Still, I offer the following in the spirit that if we are going to try to use language to think about who penned the anonymous piece, we should do so systematically, using established tools that are rooted in real theories of language and politics.

The table below features the scores for a bunch of texts for speeches and texts from individuals on the op-ed “suspect list,” using five linguistic features: activity, optimism, certainty, realism, and commonality. Similar scores indicate greater degrees of commonality. They are defined (here is a more scholarly definition also):

  • Certainty: Language indicating resoluteness, inflexibility, and completeness and a tendency to speak ex cathedra.
  • Activity: Language featuring movement, change, the implementation of ideas and the avoidance of inertia.
  • Optimism: Language endorsing some person, group, concept, or event, or highlighting their positive entailments.
  • Realism: Language describing tangible, immediate, recognizable matters that affect people’s everyday lives.
  • Commonality: Language highlighting the agreed-upon values of a group and rejecting idiosyncratic modes of engagement.”

Each of these scores is derived by taking the difference between words that belong in the category that indicates certainty, optimism, etc. and those that exemplify its opposite — ambivalence, pessimism, etc.

I did a quick Diction analysis using a bunch of speeches — one from Nikki Haley, one from James Mattis, one from Dan Coats (August 4, 2017), and two from Steven Mnuchin. I used several Sessions speeches from his time as attorney general, in a variety of contexts, and several from Mike Pence. The Pence sample includes his RNC speech, a speech to the NRA, and two State of the State addresses from when he was governor of Indiana. I used Ivanka Trump’s speech from the 2016 RNC. Finally, I included two speeches from Obama — his first inaugural, and his farewell address from January 2017.

I took the average if there was more than one speech from an individual. The choice of whom to include, how many speeches to use, and which ones was somewhat arbitrary. I did try to get an interesting cross-section of different political speeches.
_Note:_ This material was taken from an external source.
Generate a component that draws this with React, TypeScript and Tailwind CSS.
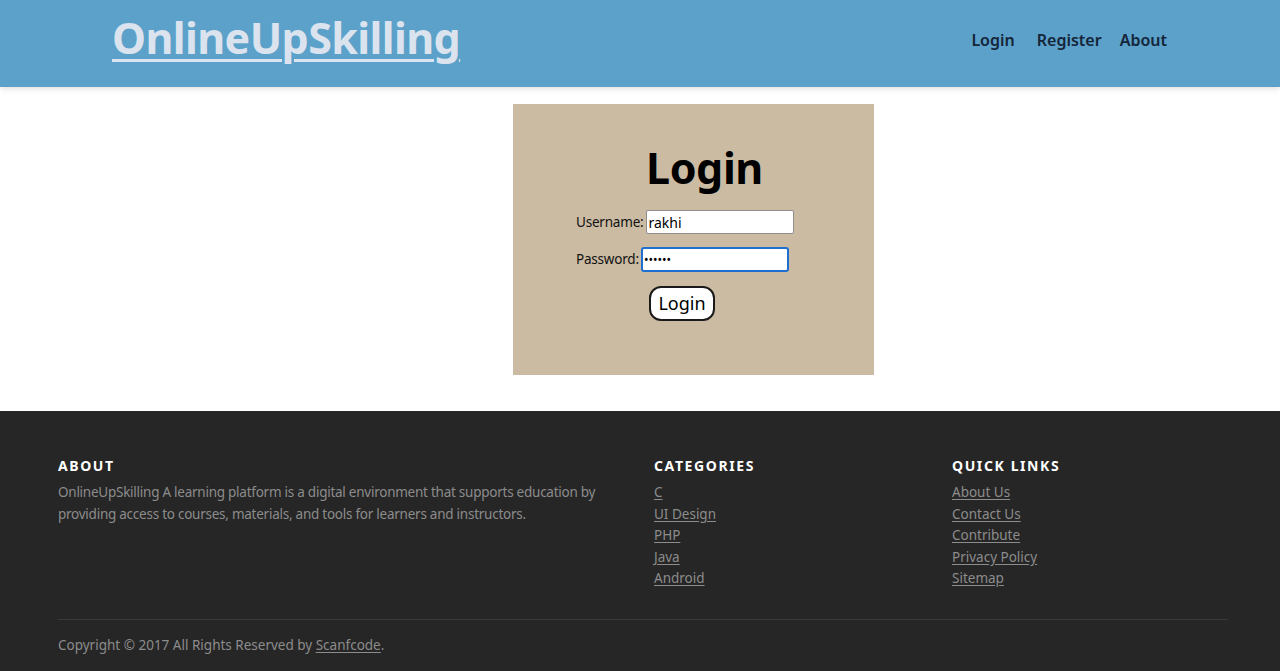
import { useState } from 'react';

const font = { fontFamily: '"Noto Sans", "Open Sans", sans-serif' };

function Header() {
  return (
    <header className="h-[87px] bg-[#5ba1c9] shadow-[0_2px_6px_rgba(0,0,0,0.12)] flex items-center justify-between pl-[112px] pr-[113px]">
      <a href="#" className="text-[43px] font-bold text-[#dbe3ee] underline decoration-[3px] underline-offset-[5px] leading-none -mt-[12px] tracking-[-0.6px]">
        OnlineUpSkilling
      </a>
      <nav className="flex items-center text-[16px] font-semibold text-[#15253a] -mt-[7px]">
        <a href="#" className="ml-[2px]">Login</a>
        <a href="#" className="ml-[22px]">Register</a>
        <a href="#" className="ml-[18px]">About</a>
      </nav>
    </header>
  );
}

function LoginCard() {
  const [username, setUsername] = useState('rakhi');
  const [password, setPassword] = useState('rakhi1');

  return (
    <div className="pt-[17px] pb-[36px]">
      <div className="ml-[513px] w-[361px] h-[271px] bg-[#cbbba3] flex flex-col items-start">
        <h1 className="ml-[133px] text-[43px] font-bold text-black leading-none mt-[42px] tracking-[-0.4px]">Login</h1>
        <form className="flex flex-col items-start text-[13.5px] text-[#111] ml-[63px] mt-[21px]">
          <div className="flex items-center gap-[2px] h-[24px]">
            <label className="tracking-[-0.2px]">Username:</label>
            <input
              value={username}
              onChange={e => setUsername(e.target.value)}
              className="w-[148px] h-[24px] bg-white border border-[#8f8f8f] rounded-[2px] px-[2px] text-[14px] text-black outline-none"
            />
          </div>
          <div className="flex items-center gap-[2px] h-[25px] mt-[13px]">
            <label className="tracking-[-0.2px]">Password:</label>
            <input
              type="password"
              value={password}
              onChange={e => setPassword(e.target.value)}
              className="w-[148px] h-[25px] bg-white border-2 border-[#1f6fd1] rounded-[3px] px-[1px] text-[12px] text-black outline-none"
            />
          </div>
          <button
            type="button"
            className="mt-[14px] ml-[73px] w-[66px] h-[35px] bg-white border-2 border-[#1a1a1a] rounded-[12px] text-[18px] text-black"
          >
            Login
          </button>
        </form>
      </div>
    </div>
  );
}

function Footer() {
  const categories = ['C', 'UI Design', 'PHP', 'Java', 'Android'];
  const links = ['About Us', 'Contact Us', 'Contribute', 'Privacy Policy', 'Sitemap'];
  const heading = 'text-white font-bold text-[14px] tracking-[1.6px] uppercase leading-[20px] mb-[6px]';

  return (
    <footer className="bg-[#262626] pl-[58px] pr-[52px] pt-[45px] pb-[17px] text-[14px]">
      <div className="flex">
        <div className="w-[596px]">
          <h6 className={heading}>About</h6>
          <p className="text-[#8c8c8c] leading-[21.6px] text-[13.5px] tracking-[-0.25px] max-w-[560px]">
            OnlineUpSkilling A learning platform is a digital environment that supports education by providing access to courses, materials, and tools for learners and instructors.
          </p>
        </div>
        <div className="w-[298px]">
          <h6 className={heading}>Categories</h6>
          <ul className="text-[13.5px] leading-[21.6px]">
            {categories.map(c => (
              <li key={c}><a href="#" className="text-[#8c8c8c] underline underline-offset-2">{c}</a></li>
            ))}
          </ul>
        </div>
        <div className="flex-1">
          <h6 className={heading}>Quick Links</h6>
          <ul className="text-[13.5px] leading-[21.6px]">
            {links.map(l => (
              <li key={l}><a href="#" className="text-[#8c8c8c] underline underline-offset-2">{l}</a></li>
            ))}
          </ul>
        </div>
      </div>
      <hr className="mt-[29px] border-t border-[#3a3a3a]" />
      <p className="mt-[15px] text-[#8c8c8c] text-[13.5px] leading-[20px]">
        Copyright &copy; 2017 All Rights Reserved by <a href="#" className="underline underline-offset-2">Scanfcode</a>.
      </p>
    </footer>
  );
}

export default function App() {
  return (
    <div className="min-h-[671px] bg-white" style={font}>
      <Header />
      <LoginCard />
      <Footer />
    </div>
  );
}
Here are the three closest, with differences in parentheses.

Top 3 matches

Activism Optimism Certainty Realism Commonality
Obama (.15) Haley (-.46) Mattis (-.22) Coats (-.1) Haley (-.89)
Haley (-.67) Sessions (.51) Obama (.24) Mnuchin (.125) Pence (1.228)
Coats (-.7) Kelly (-1.39) Pence (-.8) Sessions (2.62) Coats (1.3)

There are several variables, obviously, and different numbers of observations for each individual. There’s some challenge in comparing speeches to an op-ed, but my assumption is that the different genres will provide some protection against scores that reflect conventions of certain genres, and instead pick up on tendencies in word use, thinking, and broad political approach. This approach supplements, and differs from, analyses that have creatively used Twitter to identify language similarities between tweets and the op-ed piece.

Coats and Haley appear three times each on the “leaderboard,” while Sessions and Pence come up twice, along with known “deep state” operative Barack Obama. So this isn’t very definitive, but it does give us a more general sense of which top-level officials the op-ed sounds most like, drawing on a deeper sense of language than we can get without computer assistance.

It’s worth noting that while Pence and Sessions were not especially similar to the op-ed’s linguistic tendencies, if we look at a couple of individual speeches, there are some pretty close scores. Sessions gave a speech to the Des Moines Rotary Club that’s very close to the op-ed on three of the five dimensions — optimism, certainty, and commonality — and another in July 2017 to the National District Attorneys Association that’s close on two dimensions. Pence’s 2016 State of the State was very close for activity and certainty. (But these differences were still larger than the Obama ones shown in the table!)

So we have evidence that some individuals are closer linguistically to the mystery op-ed writer than others. But we also have evidence of conventions of genres; it’s not surprising that op-eds would be more similar to ceremonial speeches like Haley’s United Nations address or the Obama selections. Linguistic analysis is informative, but we still need to proceed with caution, especially since no one individual emerges as the obvious “frontrunner.”

At a time when the paper of record is publishing an anonymous declaration of “resistance” from within the White House, we desperately need to defend information, transparency, and calm, systematic thinking. Whether the piece was written by a major figure or a lower-level official remains unclear, and there are compelling reasons on both sides of that argument. We will probably find out who wrote the piece sooner rather than later, and that person’s position and past will inform how we understand what’s been said. But ultimately, there may not be anything as important as the fact that such a piece was written in the first place.